Contributing as a subcontractor on the F-35, Boeing holds the 3rd place spot on the defense contractor list, generating more than $5 billion in military-related revenue in 2010. In addition, the company delivered its 1,000th Boeing 777 recently, helping to maintain the company’s share price of around $73. I like the potential growth this stock is showing (a one-year target of nearly $85 per share), and combined with its $1.76 annual dividend (for a 2.3% yield), this has the makings of a powerful mixed growth and dividend stock.

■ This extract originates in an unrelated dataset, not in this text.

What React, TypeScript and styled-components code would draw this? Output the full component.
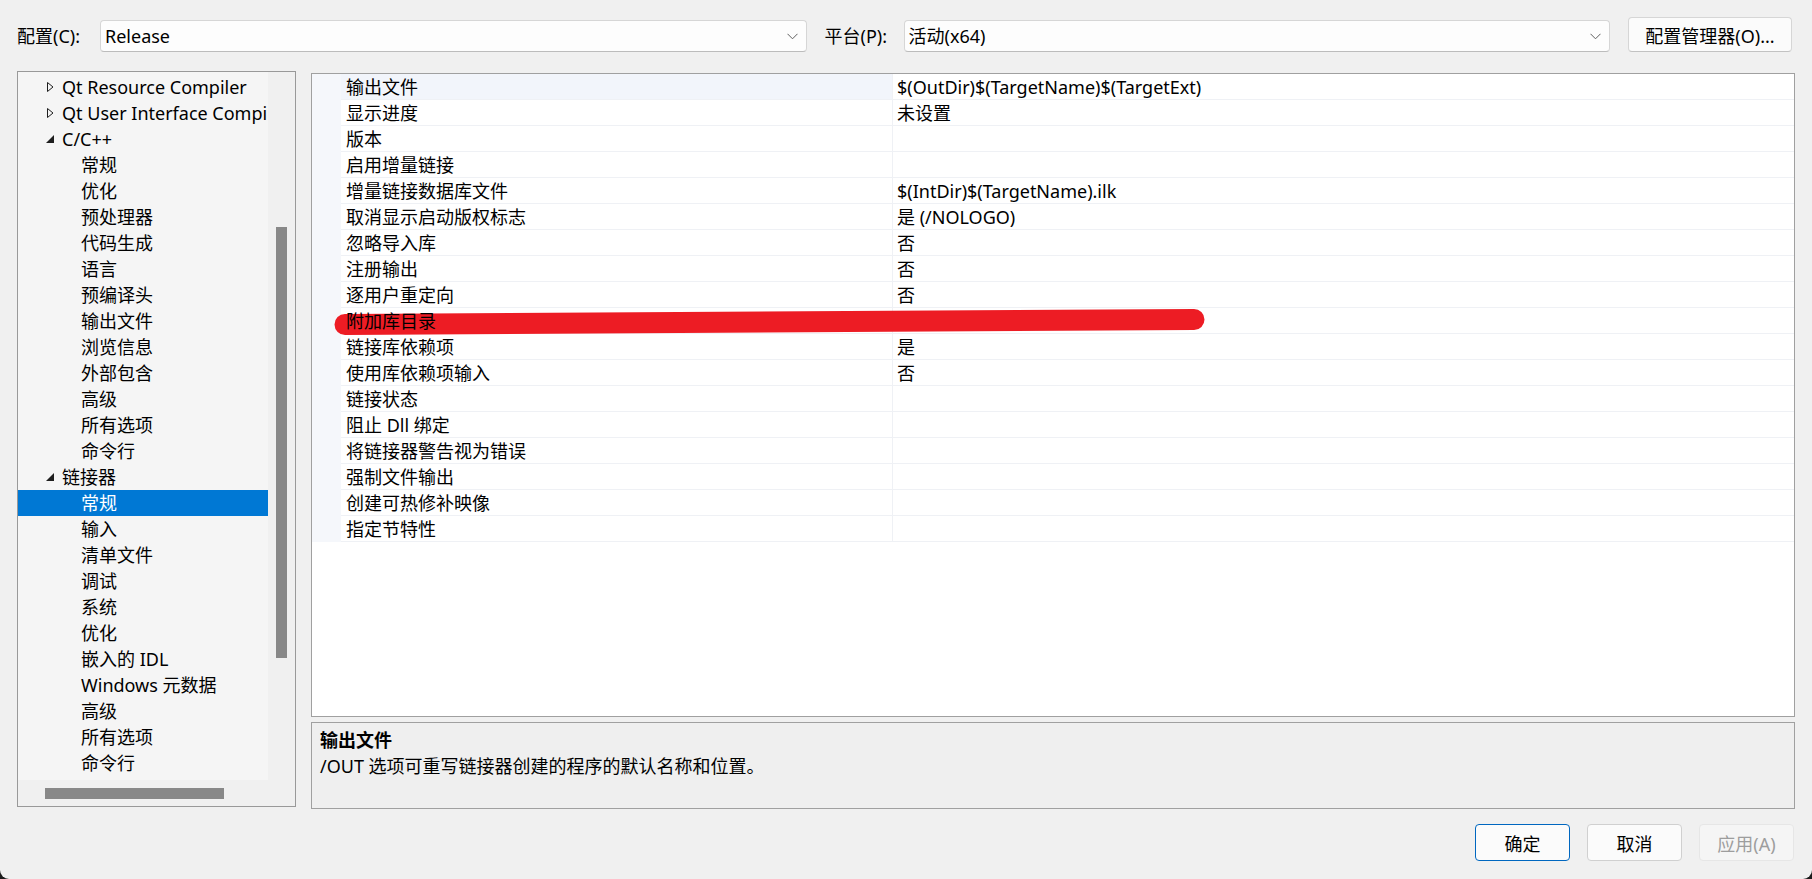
import styled, { createGlobalStyle } from "styled-components";

const GlobalStyle = createGlobalStyle`
  html, body {
    margin: 0;
    padding: 0;
    background: #1c1c1c;
  }
  body {
    font-family: "Noto Sans", "Noto Sans CJK SC", sans-serif;
  }
`;

const Window = styled.div`
  width: 1812px;
  height: 879px;
  box-sizing: border-box;
  padding: 17px 17px 0 17px;
  background: #f0f0f0;
  border-radius: 0 0 9px 9px;
  display: flex;
  flex-direction: column;
  font-size: 18px;
  color: #000;
  overflow: hidden;
`;

const TopBar = styled.div`
  display: flex;
  align-items: flex-end;
  height: 35px;
`;

const Label = styled.div<{ $w: number }>`
  width: ${(p) => p.$w}px;
  flex: none;
  line-height: 32px;
  white-space: nowrap;
`;

const Combo = styled.div`
  flex: 1;
  height: 32px;
  box-sizing: border-box;
  display: flex;
  align-items: center;
  justify-content: space-between;
  padding: 0 8px 0 4px;
  background: #fdfdfd;
  border: 1px solid #d6d6d6;
  border-bottom-color: #bcbcbc;
  border-radius: 4px;
  line-height: 30px;
  margin-right: 18px;
`;

const ToolButton = styled.button`
  width: 164px;
  height: 35px;
  margin-right: 3px;
  padding: 0;
  font: inherit;
  color: #000;
  background: #fbfbfb;
  border: 1px solid #d6d6d6;
  border-bottom-color: #c2c2c2;
  border-radius: 4px;
`;

const Body = styled.div`
  display: flex;
  align-items: flex-start;
  gap: 15px;
  margin-top: 19px;
  height: 738px;
`;

const TreePanel = styled.div`
  width: 279px;
  height: 736px;
  box-sizing: border-box;
  border: 1px solid #999;
  background: #f0f0f0;
  display: grid;
  grid-template-columns: 250px 27px;
  grid-template-rows: 708px 26px;
`;

const TreeList = styled.div`
  background: #f5f5f5;
  padding-top: 2px;
  overflow: hidden;
`;

const TreeRow = styled.div<{ $level: number; $selected?: boolean }>`
  height: 26px;
  display: flex;
  align-items: center;
  padding-left: ${(p) => (p.$level === 0 ? 27 : 63)}px;
  white-space: nowrap;
  overflow: hidden;
  line-height: 26px;
  background: ${(p) => (p.$selected ? "#0078d4" : "transparent")};
  color: ${(p) => (p.$selected ? "#fff" : "#000")};
`;

const Arrow = styled.span`
  width: 17px;
  flex: none;
  display: flex;
  align-items: center;
`;

const VTrack = styled.div`
  display: flex;
  flex-direction: column;
  padding-left: 8px;
`;

const VThumb = styled.div`
  width: 11px;
  height: 431px;
  margin-top: 155px;
  background: #888;
`;

const HTrack = styled.div`
  padding: 8px 0 0 27px;
`;

const HThumb = styled.div`
  width: 179px;
  height: 11px;
  background: #888;
`;

const RightColumn = styled.div`
  flex: 1;
  display: flex;
  flex-direction: column;
  gap: 5px;
  margin-top: 2px;
`;

const Grid = styled.div`
  height: 644px;
  box-sizing: border-box;
  border: 1px solid #a0a0a0;
  background: #fff;
  display: flex;
  flex-direction: column;
`;

const GridRow = styled.div`
  position: relative;
  display: grid;
  grid-template-columns: 29px 552px 1fr;
  height: 26px;
`;

const MarginCell = styled.div`
  background: #f5f7fb;
`;

const Cell = styled.div<{ $selected?: boolean; $name?: boolean }>`
  box-sizing: border-box;
  border-bottom: 1px solid #eff1f5;
  border-right: ${(p) => (p.$name ? "1px solid #eff1f5" : "none")};
  background: ${(p) => (p.$selected ? "#f2f5fb" : "transparent")};
  padding-left: ${(p) => (p.$name ? 5 : 4)}px;
  line-height: 26px;
  white-space: nowrap;
  overflow: hidden;
`;

const CellText = styled.span`
  position: relative;
  z-index: 2;
`;

const Marker = styled.svg`
  position: absolute;
  left: 0;
  top: 0;
  z-index: 1;
  overflow: visible;
  pointer-events: none;
`;

const Description = styled.div`
  height: 87px;
  box-sizing: border-box;
  border: 1px solid #a0a0a0;
  background: #efefef;
  padding: 4px 8px;
  line-height: 26px;
`;

const DescTitle = styled.div`
  font-weight: 700;
`;

const Footer = styled.div`
  display: flex;
  justify-content: flex-end;
  gap: 17px;
  margin-top: 15px;
  padding-right: 1px;
`;

const DialogButton = styled.button<{ $variant?: "default" | "disabled" }>`
  width: 95px;
  height: 37px;
  padding: 0;
  font: inherit;
  border-radius: 4px;
  background: ${(p) => (p.$variant === "disabled" ? "#f5f5f5" : "#fbfbfb")};
  color: ${(p) => (p.$variant === "disabled" ? "#9d9d9d" : "#000")};
  border: 1px solid
    ${(p) =>
      p.$variant === "default"
        ? "#0067c0"
        : p.$variant === "disabled"
        ? "#e6e6e6"
        : "#d0d0d0"};
`;

type TreeItem = {
  label: string;
  level: number;
  arrow?: "collapsed" | "expanded";
  selected?: boolean;
};

const treeItems: TreeItem[] = [
  { label: "Qt Resource Compiler", level: 0, arrow: "collapsed" },
  { label: "Qt User Interface Compiler", level: 0, arrow: "collapsed" },
  { label: "C/C++", level: 0, arrow: "expanded" },
  { label: "常规", level: 1 },
  { label: "优化", level: 1 },
  { label: "预处理器", level: 1 },
  { label: "代码生成", level: 1 },
  { label: "语言", level: 1 },
  { label: "预编译头", level: 1 },
  { label: "输出文件", level: 1 },
  { label: "浏览信息", level: 1 },
  { label: "外部包含", level: 1 },
  { label: "高级", level: 1 },
  { label: "所有选项", level: 1 },
  { label: "命令行", level: 1 },
  { label: "链接器", level: 0, arrow: "expanded" },
  { label: "常规", level: 1, selected: true },
  { label: "输入", level: 1 },
  { label: "清单文件", level: 1 },
  { label: "调试", level: 1 },
  { label: "系统", level: 1 },
  { label: "优化", level: 1 },
  { label: "嵌入的 IDL", level: 1 },
  { label: "Windows 元数据", level: 1 },
  { label: "高级", level: 1 },
  { label: "所有选项", level: 1 },
  { label: "命令行", level: 1 },
];

const properties: [string, string][] = [
  ["输出文件", "$(OutDir)$(TargetName)$(TargetExt)"],
  ["显示进度", "未设置"],
  ["版本", ""],
  ["启用增量链接", ""],
  ["增量链接数据库文件", "$(IntDir)$(TargetName).ilk"],
  ["取消显示启动版权标志", "是 (/NOLOGO)"],
  ["忽略导入库", "否"],
  ["注册输出", "否"],
  ["逐用户重定向", "否"],
  ["附加库目录", ""],
  ["链接库依赖项", "是"],
  ["使用库依赖项输入", "否"],
  ["链接状态", ""],
  ["阻止 Dll 绑定", ""],
  ["将链接器警告视为错误", ""],
  ["强制文件输出", ""],
  ["创建可热修补映像", ""],
  ["指定节特性", ""],
];

function Chevron() {
  return (
    <svg width="11" height="7" viewBox="0 0 11 7">
      <path d="M0.5 0.8 L5.5 5.8 L10.5 0.8" fill="none" stroke="#5f5f5f" strokeWidth="1" />
    </svg>
  );
}

function TreeArrow({ kind }: { kind: "collapsed" | "expanded" }) {
  if (kind === "collapsed") {
    return (
      <svg width="10" height="12" viewBox="0 0 10 12">
        <path d="M2.5 1.5 L8 6 L2.5 10.5 Z" fill="none" stroke="#1e1e1e" strokeWidth="1" />
      </svg>
    );
  }
  return (
    <svg width="10" height="12" viewBox="0 0 10 12">
      <path d="M9 2 L9 10 L1 10 Z" fill="#1e1e1e" />
    </svg>
  );
}

export default function App() {
  return (
    <>
      <GlobalStyle />
      <Window>
        <TopBar>
          <Label $w={83}>配置(C):</Label>
          <Combo>
            <span>Release</span>
            <Chevron />
          </Combo>
          <Label $w={79}>平台(P):</Label>
          <Combo>
            <span>活动(x64)</span>
            <Chevron />
          </Combo>
          <ToolButton>配置管理器(O)...</ToolButton>
        </TopBar>

        <Body>
          <TreePanel>
            <TreeList>
              {treeItems.map((item, i) => (
                <TreeRow key={i} $level={item.level} $selected={item.selected}>
                  {item.arrow && (
                    <Arrow>
                      <TreeArrow kind={item.arrow} />
                    </Arrow>
                  )}
                  {item.label}
                </TreeRow>
              ))}
            </TreeList>
            <VTrack>
              <VThumb />
            </VTrack>
            <HTrack>
              <HThumb />
            </HTrack>
            <div />
          </TreePanel>

          <RightColumn>
            <Grid>
              {properties.map(([name, value], i) => (
                <GridRow key={i}>
                  {name === "附加库目录" && (
                    <Marker width="900" height="26">
                      <line
                        x1="33"
                        y1="16.5"
                        x2="882"
                        y2="11.5"
                        stroke="#ed1c24"
                        strokeWidth="21"
                        strokeLinecap="round"
                      />
                    </Marker>
                  )}
                  <MarginCell />
                  <Cell $name $selected={i === 0}>
                    <CellText>{name}</CellText>
                  </Cell>
                  <Cell>
                    <CellText>{value}</CellText>
                  </Cell>
                </GridRow>
              ))}
            </Grid>
            <Description>
              <DescTitle>输出文件</DescTitle>
              <div>/OUT 选项可重写链接器创建的程序的默认名称和位置。</div>
            </Description>
          </RightColumn>
        </Body>

        <Footer>
          <DialogButton $variant="default">确定</DialogButton>
          <DialogButton>取消</DialogButton>
          <DialogButton $variant="disabled">应用(A)</DialogButton>
        </Footer>
      </Window>
    </>
  );
}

Another defense contractor who pays great dividends ($2 per share at a yield of 3.2%) is Northrop Grumman. After securing the 2nd spot on the defense contractor list by generating almost $8.3 billion in 2010, the company came back strong in 2011, turning a 5.8% quarterly revenue loss into 45.7% earnings growth for the year. The company has been involved in efforts such as a joint venture with Brazilian plane maker Embraer for a NATO training jet and also as one of the lead companies on the airborne missile-defense system.
I believe that Northrop Grumman is poised to be a good investment in the future, even though its current performance is a bit lackluster. The company’s one-year target estimate of $60.50 is flat, but the stock has been more bullish recently, climbing to a level near $61.50. In addition, its earnings to price ratio is 7.94, its price to book ratio also low at 1.48 and its debt to equity of 38 all help to indicate that the stock has room to grow. That said, I think investors should pay attention to developments with NASA’s James Webb Space Telescope, as Northrop Grumman is getting criticized for project delays and cost overruns; this could have an impact on profits going forward for this large contractor.
Is Lockheed Martin Ready to Soar?
The business of the United States military is a fickle beast, and contractors are always struggling to maintain performance while increasing profits. This balance can make profits tricky to maintain; I think it is fair for Lockheed Martin investors to ask questions about the company’s profitability going forward.
On the positive side, the company has a solid reputation for performance, and it is in good standing with the Pentagon. The F-35 series of fighter planes is a huge victory for the company, and orders will continue for some time as foreign countries look to upgrade their air forces as well. I see the stock performing well, and Lockheed’s dividend is solid enough that it draws long-term investors, making it a very desirable holding.
On the negative side of the ledger, investors have to be concerned with the inquiry into the F-35 program. While performance of the fighter has improved, drawing praise from Defense Secretary Leon Panetta, there is growing problems with the financial aspect of the project.
Citing a Pentagon rule that payments can be withheld from a contractor to correct deficiencies or budget problems, the government is holding back $1 million per month until Lockheed demonstrates that it has its bookkeeping problems corrected. These developments signal a short-term problem that could have longer-term implications.
Neither the media nor Wall Street reacts favorably to negative news like this, especially when billions of dollars are on the line. This news, coupled with Lockheed’s burgeoning financial strain (debt to equity ratio of over 645) and its stock appearing to be oversold (price to book ratio of 28.34) concern me about the company at the present time. Although I view Lockheed Martin as a stock in the long-term, I feel these issues diminish its short-term appeal. I would only recommend this stock for dividend investors until it resolves this issues.
While I am neutral on Northrop Grumman due to its flat performance and the quality issues on the Webb Space Telescope, I do have Boeing listed as a buy. The company is posting strong numbers, and demand continues to rise for its key products. The defense business is tough, and companies like these face new challenges every day. While all three are likely to be strong in the near future, I believe Boeing is best equipped to succeed at the current time.